Depending on the alliances on Einstein, it is entirely possible to not need a 3rd robot, because of how low the points ceiling is this year. You just have to look at 2011 Einstein to see this. You only had 2 robots scoring usually, and had the 3rd one playing defense, because there was a point of diminishing returns that was easily possible at that level. It will be the same thing this year. If you can grab the 4 cans, 2 robots should easily be able to hit the ceiling.
Why not work with them regardless of whether or not they are available as a pick?
This is what I believe the intent of the ruling is about. They want to discourage selective “helping” that only benefits the “giving” team. Now, having said that, it seems that the Q&A response has indeed driven this needle in with a sledge and that he ruling brings up the host of problems that Cory and others have pointed out.

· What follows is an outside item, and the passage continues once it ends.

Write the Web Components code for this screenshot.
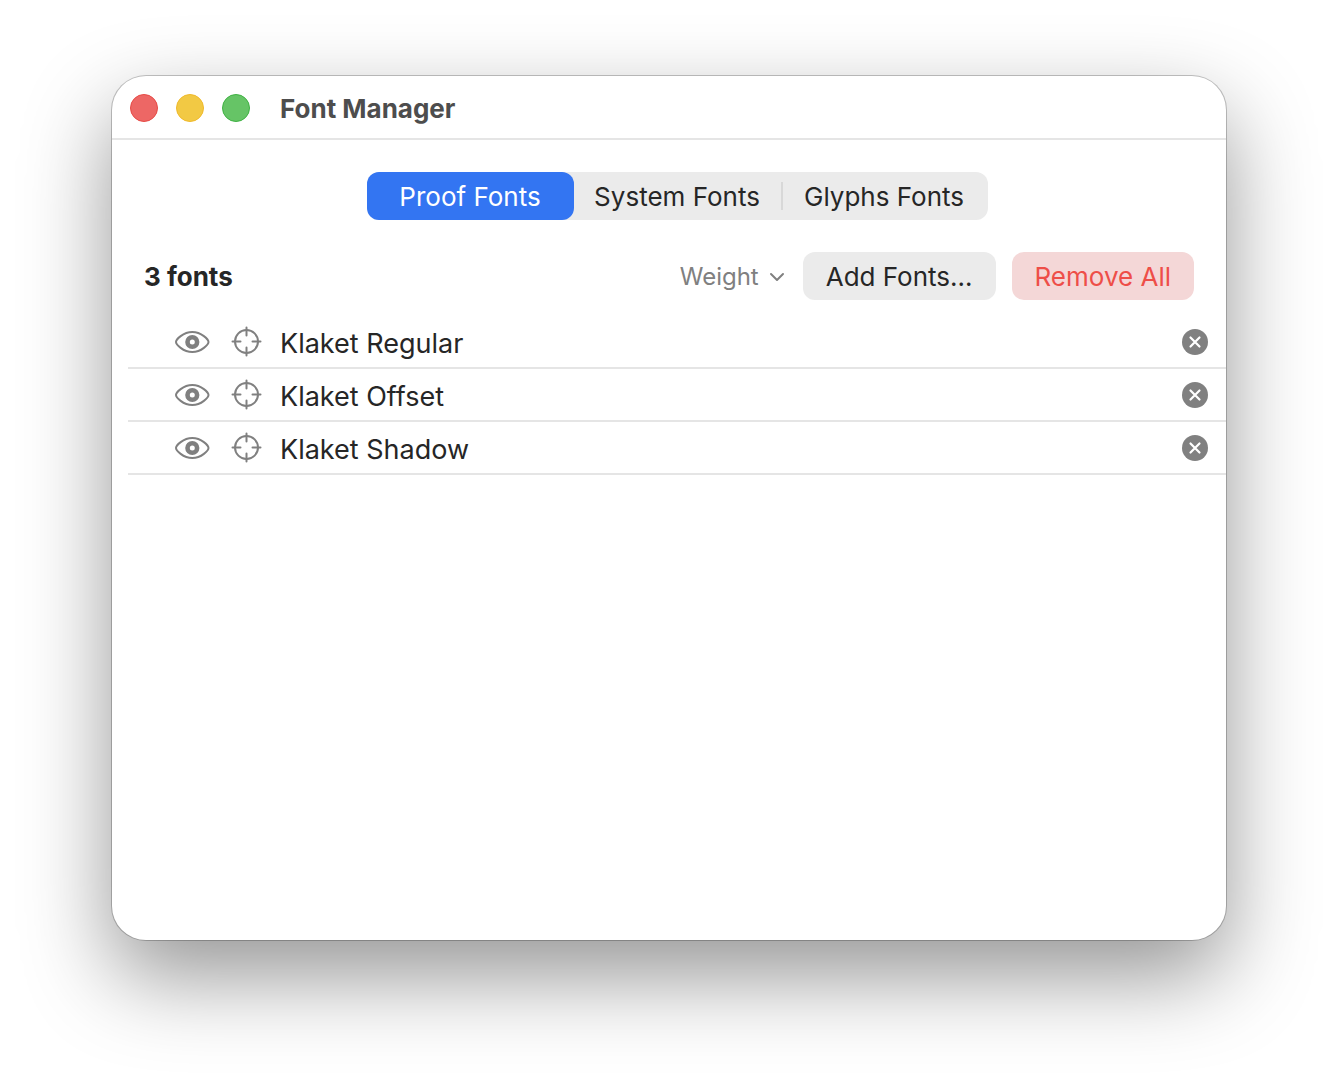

As to why it is a problem for team X to bring a component that they have specifically fabricated for team Y, it effectively increases team Y’s witholding allowance as others have pointed out. It also seems to indicate that there are teams that the “givers” find worthy of helping and those who are not.
Regardless, I hope this gets cleared up FAST. I think the Q&A answer most definitely throws out the baby with the bathwater.